Peter Medhurst appears in the UK and abroad as a musician and scholar, giving recitals and delivering illustrated lectures on music and the arts. He studied singing and early keyboard instruments at the Royal College of Music and at the Mozarteum in Salzburg.
Timetable (subject to alteration) with content
10.00 am Coffee and biscuits
10.30 to 11.30 – Session 1
After a brief introduction to the subject of ‘music inspired by paintings’, three paintings are discussed that have produced direct musical responses in famous composers. The couplings are these:
1. Music: Mussorgsky – Pictures at an Exhibition (1874)
Painting: V Hartman – various paintings displayed in an exhibition in St Petersburg (1874)
2. Music: A. Rachmaninov- Isle of the Dead, (tone poem for orchestra (1908)

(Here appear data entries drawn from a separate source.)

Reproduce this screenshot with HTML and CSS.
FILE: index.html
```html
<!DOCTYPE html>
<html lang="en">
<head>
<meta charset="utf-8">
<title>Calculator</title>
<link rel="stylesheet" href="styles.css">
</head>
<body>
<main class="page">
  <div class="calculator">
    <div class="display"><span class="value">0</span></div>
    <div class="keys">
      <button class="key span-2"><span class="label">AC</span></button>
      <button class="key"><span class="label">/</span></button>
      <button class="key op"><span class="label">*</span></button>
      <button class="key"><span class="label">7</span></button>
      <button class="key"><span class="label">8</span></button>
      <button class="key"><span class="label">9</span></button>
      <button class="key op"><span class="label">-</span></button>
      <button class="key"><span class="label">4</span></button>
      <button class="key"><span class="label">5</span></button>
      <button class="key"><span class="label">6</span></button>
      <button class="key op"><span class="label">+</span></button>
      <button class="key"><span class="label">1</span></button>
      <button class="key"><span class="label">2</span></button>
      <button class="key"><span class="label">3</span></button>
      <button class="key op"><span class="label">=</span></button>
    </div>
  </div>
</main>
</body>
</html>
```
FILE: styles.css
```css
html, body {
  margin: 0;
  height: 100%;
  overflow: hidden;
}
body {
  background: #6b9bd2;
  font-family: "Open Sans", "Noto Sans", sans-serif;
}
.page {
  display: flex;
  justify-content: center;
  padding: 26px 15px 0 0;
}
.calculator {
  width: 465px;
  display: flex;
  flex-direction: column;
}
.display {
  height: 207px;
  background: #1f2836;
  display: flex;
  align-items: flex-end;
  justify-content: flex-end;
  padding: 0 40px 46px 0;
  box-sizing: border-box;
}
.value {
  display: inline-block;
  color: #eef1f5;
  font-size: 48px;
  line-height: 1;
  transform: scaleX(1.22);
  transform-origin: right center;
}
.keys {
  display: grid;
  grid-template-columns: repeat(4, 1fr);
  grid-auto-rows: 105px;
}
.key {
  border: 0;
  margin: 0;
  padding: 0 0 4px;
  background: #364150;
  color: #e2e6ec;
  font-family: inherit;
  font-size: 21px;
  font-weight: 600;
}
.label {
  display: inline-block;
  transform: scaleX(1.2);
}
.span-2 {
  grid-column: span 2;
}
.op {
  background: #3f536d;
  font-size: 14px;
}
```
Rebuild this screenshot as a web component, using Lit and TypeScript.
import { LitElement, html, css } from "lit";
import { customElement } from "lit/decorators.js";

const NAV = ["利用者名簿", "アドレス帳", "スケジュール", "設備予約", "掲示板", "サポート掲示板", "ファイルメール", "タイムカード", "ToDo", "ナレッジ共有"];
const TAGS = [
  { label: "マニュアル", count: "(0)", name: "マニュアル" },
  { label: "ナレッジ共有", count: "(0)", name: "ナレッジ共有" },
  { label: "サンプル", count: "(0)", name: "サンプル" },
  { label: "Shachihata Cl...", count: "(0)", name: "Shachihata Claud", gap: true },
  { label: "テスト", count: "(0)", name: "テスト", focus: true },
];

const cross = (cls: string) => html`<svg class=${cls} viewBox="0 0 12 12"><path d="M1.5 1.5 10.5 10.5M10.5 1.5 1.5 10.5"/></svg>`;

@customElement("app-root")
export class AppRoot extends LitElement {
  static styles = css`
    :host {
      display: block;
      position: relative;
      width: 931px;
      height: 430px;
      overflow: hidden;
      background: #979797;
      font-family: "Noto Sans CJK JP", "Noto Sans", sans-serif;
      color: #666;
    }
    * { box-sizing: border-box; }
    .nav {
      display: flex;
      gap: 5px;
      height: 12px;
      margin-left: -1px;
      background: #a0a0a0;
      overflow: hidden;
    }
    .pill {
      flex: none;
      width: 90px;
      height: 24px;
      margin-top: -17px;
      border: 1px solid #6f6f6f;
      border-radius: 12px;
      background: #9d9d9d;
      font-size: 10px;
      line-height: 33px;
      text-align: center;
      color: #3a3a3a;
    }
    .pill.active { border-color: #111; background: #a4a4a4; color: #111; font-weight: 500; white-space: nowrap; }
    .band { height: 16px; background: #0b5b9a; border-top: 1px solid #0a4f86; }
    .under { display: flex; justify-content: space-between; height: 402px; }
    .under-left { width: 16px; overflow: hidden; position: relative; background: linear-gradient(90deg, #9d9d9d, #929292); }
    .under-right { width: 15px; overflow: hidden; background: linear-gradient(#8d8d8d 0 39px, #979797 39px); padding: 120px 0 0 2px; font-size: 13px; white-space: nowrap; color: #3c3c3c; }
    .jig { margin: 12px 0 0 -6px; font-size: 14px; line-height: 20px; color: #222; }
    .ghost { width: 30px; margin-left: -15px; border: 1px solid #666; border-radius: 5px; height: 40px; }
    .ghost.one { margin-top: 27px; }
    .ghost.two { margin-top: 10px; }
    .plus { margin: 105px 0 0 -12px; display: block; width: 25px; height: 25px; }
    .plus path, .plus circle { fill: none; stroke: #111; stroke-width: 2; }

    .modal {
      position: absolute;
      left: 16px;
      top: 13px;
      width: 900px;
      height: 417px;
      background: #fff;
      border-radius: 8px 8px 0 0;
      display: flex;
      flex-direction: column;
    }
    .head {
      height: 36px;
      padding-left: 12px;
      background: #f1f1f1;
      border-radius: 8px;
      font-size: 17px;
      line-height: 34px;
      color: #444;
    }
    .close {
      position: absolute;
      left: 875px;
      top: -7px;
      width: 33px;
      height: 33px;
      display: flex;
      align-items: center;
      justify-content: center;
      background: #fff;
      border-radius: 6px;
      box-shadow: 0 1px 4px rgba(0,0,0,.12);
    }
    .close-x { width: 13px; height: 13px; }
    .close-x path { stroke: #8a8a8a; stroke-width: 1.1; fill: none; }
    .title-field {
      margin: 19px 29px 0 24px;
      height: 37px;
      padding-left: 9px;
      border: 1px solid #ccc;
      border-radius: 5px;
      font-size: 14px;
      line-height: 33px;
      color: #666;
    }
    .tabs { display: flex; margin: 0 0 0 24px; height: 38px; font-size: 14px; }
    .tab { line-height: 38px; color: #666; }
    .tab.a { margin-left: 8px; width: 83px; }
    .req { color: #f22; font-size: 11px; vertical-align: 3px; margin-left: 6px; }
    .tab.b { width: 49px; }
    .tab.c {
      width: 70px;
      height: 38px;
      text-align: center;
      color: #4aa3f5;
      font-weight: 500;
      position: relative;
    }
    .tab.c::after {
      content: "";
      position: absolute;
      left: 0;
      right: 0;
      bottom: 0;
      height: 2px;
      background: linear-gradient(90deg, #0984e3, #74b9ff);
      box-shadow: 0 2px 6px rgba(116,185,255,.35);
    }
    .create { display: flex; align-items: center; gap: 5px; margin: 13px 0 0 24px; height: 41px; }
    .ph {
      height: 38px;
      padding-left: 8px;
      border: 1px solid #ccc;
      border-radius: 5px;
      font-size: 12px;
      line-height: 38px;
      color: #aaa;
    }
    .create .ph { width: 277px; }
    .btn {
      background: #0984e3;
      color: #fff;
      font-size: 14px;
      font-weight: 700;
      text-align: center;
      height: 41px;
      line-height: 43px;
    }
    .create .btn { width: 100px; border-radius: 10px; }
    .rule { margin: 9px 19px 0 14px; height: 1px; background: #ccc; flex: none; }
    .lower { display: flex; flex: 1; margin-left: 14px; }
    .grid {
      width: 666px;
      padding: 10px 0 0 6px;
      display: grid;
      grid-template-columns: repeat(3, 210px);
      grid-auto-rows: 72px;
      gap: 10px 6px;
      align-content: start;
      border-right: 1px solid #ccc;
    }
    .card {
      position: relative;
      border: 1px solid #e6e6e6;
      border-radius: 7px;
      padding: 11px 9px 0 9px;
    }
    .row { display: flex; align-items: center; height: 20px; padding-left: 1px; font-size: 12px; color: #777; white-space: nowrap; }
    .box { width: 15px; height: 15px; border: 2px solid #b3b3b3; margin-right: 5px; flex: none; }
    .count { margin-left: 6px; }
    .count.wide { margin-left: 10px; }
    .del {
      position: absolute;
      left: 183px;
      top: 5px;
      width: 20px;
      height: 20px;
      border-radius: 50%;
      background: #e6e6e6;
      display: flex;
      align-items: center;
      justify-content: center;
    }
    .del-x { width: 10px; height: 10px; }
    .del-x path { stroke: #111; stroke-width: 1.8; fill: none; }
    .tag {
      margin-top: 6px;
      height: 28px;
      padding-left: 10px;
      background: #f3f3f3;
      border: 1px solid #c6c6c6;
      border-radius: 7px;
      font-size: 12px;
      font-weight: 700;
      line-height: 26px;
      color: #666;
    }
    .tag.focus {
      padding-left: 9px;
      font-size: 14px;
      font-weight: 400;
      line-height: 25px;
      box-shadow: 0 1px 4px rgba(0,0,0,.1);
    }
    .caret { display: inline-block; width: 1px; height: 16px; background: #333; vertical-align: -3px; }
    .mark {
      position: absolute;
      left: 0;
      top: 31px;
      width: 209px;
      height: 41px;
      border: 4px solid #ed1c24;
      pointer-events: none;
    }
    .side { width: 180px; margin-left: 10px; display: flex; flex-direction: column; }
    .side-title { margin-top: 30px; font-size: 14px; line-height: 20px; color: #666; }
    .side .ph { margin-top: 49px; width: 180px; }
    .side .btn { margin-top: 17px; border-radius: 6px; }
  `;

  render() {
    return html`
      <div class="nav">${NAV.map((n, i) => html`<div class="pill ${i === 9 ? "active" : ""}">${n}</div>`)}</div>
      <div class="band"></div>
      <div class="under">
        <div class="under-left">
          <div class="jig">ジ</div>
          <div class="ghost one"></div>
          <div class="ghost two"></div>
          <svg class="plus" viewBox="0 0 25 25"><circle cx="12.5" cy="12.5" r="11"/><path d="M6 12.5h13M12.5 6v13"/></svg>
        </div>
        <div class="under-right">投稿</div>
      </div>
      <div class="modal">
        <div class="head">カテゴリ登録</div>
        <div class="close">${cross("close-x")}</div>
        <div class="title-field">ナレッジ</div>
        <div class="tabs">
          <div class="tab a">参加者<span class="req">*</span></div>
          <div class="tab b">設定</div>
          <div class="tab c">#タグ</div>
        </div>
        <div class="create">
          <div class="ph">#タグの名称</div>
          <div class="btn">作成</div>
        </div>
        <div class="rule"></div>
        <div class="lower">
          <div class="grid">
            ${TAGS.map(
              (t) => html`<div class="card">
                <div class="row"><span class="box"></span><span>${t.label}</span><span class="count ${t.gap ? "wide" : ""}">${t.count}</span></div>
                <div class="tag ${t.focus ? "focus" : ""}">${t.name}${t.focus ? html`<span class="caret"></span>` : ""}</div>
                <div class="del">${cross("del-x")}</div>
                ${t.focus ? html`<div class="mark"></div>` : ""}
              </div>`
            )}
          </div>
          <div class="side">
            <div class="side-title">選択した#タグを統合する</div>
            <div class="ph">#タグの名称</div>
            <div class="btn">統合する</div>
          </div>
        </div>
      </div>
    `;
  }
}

Painting: A Bocklin – Isle of the Dead (5 known versions of the painting (1880-6)
3. Music: O Respighi – Trittico Botticelliano (1927)
Paintings: S Botticelli – La Primavera (1482), Adoration of the Magi (1475), The Birth of Venus (1486)

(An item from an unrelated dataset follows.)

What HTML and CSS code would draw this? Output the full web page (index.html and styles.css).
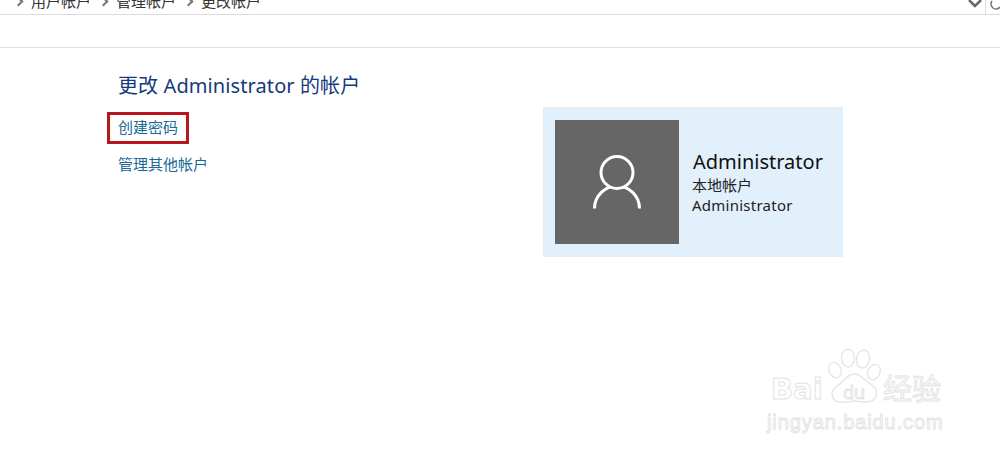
FILE: index.html
```html
<!DOCTYPE html>
<html lang="zh-CN">
<head>
    <meta charset="UTF-8">
    <title>更改帐户</title>
    <link rel="stylesheet" href="styles.css">
</head>
<body>

    <div class="address-bar">
        <nav class="crumbs">
            <span class="sep"></span>
            <span>用户帐户</span>
            <span class="sep"></span>
            <span>管理帐户</span>
            <span class="sep"></span>
            <span>更改帐户</span>
        </nav>
        <div class="bar-tools">
            <svg class="chevron" width="14" height="8" viewBox="0 0 14 8"><path d="M1 0l6 6 6-6" fill="none" stroke="#666" stroke-width="2.500"/></svg>
            <span class="tool-divider"></span>
            <svg class="refresh" width="10" height="10" viewBox="0 0 10 10"><path d="M10 7A5 5 0 0 1 2 1" fill="none" stroke="#777" stroke-width="1.500"/></svg>
        </div>
    </div>
    <div class="menu-bar"></div>

    <main class="page">
        <section class="tasks">
            <h1>更改 Administrator 的帐户</h1>
            <a href="#" class="task task-marked">创建密码</a>
            <a href="#" class="task">管理其他帐户</a>
        </section>
        <section class="user-card">
            <div class="avatar">
                <svg width="48" height="54" viewBox="0 0 48 54">
                    <path d="M1.5 53.500a22.500 22.500 0 0 1 45 0" fill="none" stroke="#fff" stroke-width="3"/>
                    <circle cx="24" cy="17.500" r="16" fill="#666" stroke="#fff" stroke-width="3"/>
                </svg>
            </div>
            <div class="user-info">
                <div class="user-name">Administrator</div>
                <div class="user-line">本地帐户</div>
                <div class="user-line user-login">Administrator</div>
            </div>
        </section>
    </main>

    <div class="watermark">
        <div class="wm-top">
            <span class="wm-bai">Bai</span>
            <svg class="wm-paw" width="56" height="58" viewBox="0 0 56 58">
                <g fill="#fff" stroke="#e4e4e4" stroke-width="1.3">
                    <ellipse cx="8" cy="22" rx="6" ry="8" transform="rotate(-25 8 22)"/>
                    <ellipse cx="21" cy="10" rx="6.500" ry="9"/>
                    <ellipse cx="36" cy="11" rx="6.500" ry="9" transform="rotate(12 36 11)"/>
                    <ellipse cx="47" cy="24" rx="6" ry="8" transform="rotate(25 47 24)"/>
                    <path d="M27 26c7 0 10 6 18 11 8 6 5 17-6 17-5 0-8-1-12-1s-7 2-13 1C4 54 2 44 10 38c7-4 10-12 17-12z"/>
                </g>
            </svg>
            <span class="wm-du">du</span>
            <span class="wm-cn">经验</span>
        </div>
        <div class="wm-url">jingyan.baidu.com</div>
    </div>

</body>
</html>
```

FILE: styles.css
```css
body {
    font-family: "Noto Sans", "Noto Sans CJK SC", sans-serif;
    background-color: #fff;
    margin: 0;
    height: 456px;
    overflow: hidden;
    position: relative;
}

.address-bar {
    height: 14px;
    border-bottom: 1px solid #dcdcdc;
    display: flex;
    justify-content: space-between;
    align-items: flex-end;
    overflow: hidden;
}

.crumbs {
    display: flex;
    align-items: center;
    gap: 9px;
    font-size: 15px;
    line-height: 20px;
    color: #333;
    margin-bottom: 3px;
    padding-left: 15px;
}

.sep {
    width: 5px;
    height: 5px;
    border-top: 2px solid #777;
    border-right: 2px solid #777;
    transform: rotate(45deg);
}

.bar-tools {
    display: flex;
    align-items: flex-start;
    height: 14px;
}

.chevron {
    margin-right: 3px;
}

.tool-divider {
    width: 1px;
    height: 14px;
    background-color: #ddd;
}

.refresh {
    margin-left: 4px;
}

.menu-bar {
    height: 32px;
    border-bottom: 1px solid #e3e3e3;
}

.page {
    display: flex;
}

.tasks {
    width: 425px;
    padding-left: 118px;
    padding-top: 25px;
    display: flex;
    flex-direction: column;
    align-items: flex-start;
}

.tasks h1 {
    margin: 0 0 13px;
    font-size: 20px;
    font-weight: normal;
    line-height: 26px;
    letter-spacing: 0.1px;
    color: #143a7c;
}

.task {
    font-size: 15px;
    line-height: 20px;
    color: #1b6a94;
    text-decoration: none;
}

.task-marked {
    border: 3px solid #b8161c;
    padding: 2px 8px 4px;
    margin: 0 0 10px -11px;
}

.user-card {
    width: 300px;
    height: 150px;
    margin-top: 59px;
    background-color: #e2f0fb;
    display: flex;
    align-items: center;
    gap: 13px;
    padding-left: 12px;
    box-sizing: border-box;
}

.avatar {
    width: 124px;
    height: 124px;
    background-color: #666;
    display: flex;
    justify-content: center;
    align-items: center;
}

.user-name {
    margin-left: 1px;
    font-size: 20px;
    line-height: 26px;
    color: #111;
}

.user-line {
    font-size: 15px;
    line-height: 20px;
    color: #222;
}

.user-login {
    letter-spacing: 0.25px;
}

/* faint logo stamped over the corner */
.watermark {
    position: absolute;
    left: 767px;
    top: 348px;
    width: 180px;
    color: #fff;
}

.wm-top {
    height: 60px;
    position: relative;
    -webkit-text-stroke: 1px #e4e4e4;
}

.wm-bai {
    position: absolute;
    left: 4px;
    top: 24px;
    font-family: "DejaVu Sans", sans-serif;
    font-weight: bold;
    font-size: 29px;
    line-height: 34px;
}

.wm-paw {
    position: absolute;
    left: 60px;
    top: 0;
}

.wm-du {
    position: absolute;
    left: 76px;
    top: 34px;
    font-size: 18px;
    line-height: 20px;
}

.wm-cn {
    position: absolute;
    left: 116px;
    top: 24px;
    font-size: 29px;
    line-height: 34px;
}

.wm-url {
    margin-top: 2px;
    font-family: "Liberation Sans", sans-serif;
    font-size: 20px;
    line-height: 24px;
    letter-spacing: 0.9px;
    -webkit-text-stroke: 1px #e4e4e4;
}
```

11.30 to 11.45 Short Break
The theme of music drawing inspiration from identifiable paintings continues with the following material:
1. Music: B Martinu: The Frescoes of Piero della Francesca (1955)
Painting: Piero della Francesca – Frescoes in Arezzo, Italy of The History of the True Cross (before 1466)
2. Music: F Liszt – Hunnenschlacht (c1850)
Painting: W von Kaulbach – Hunnenschlacht (c1850)
Half way through this second session, the theme is reversed and before the lunch break, the subject of ‘paintings inspired by music’ is introduced. Peter Medhust plays John Field’s Nocturne No 5 and Chopin’s Nocturne in Em Op 72 No 1 on the piano and discusses the use of the word ‘nocturne’ in the works of James Wistler.
1.00 to 2.15 – Lunch
2.15 to 3.30 – Session 3
The last session of the day explores the wealth of 19th and 20th century paintings that connect with specific musical works and musical genres. The following connections are made:
1. Painting: M vonSchwind – Symphony(1852)
Music: L van Beethoven –Fantasia in C for Piano, Soloists, Chorus and Orchestra(1808)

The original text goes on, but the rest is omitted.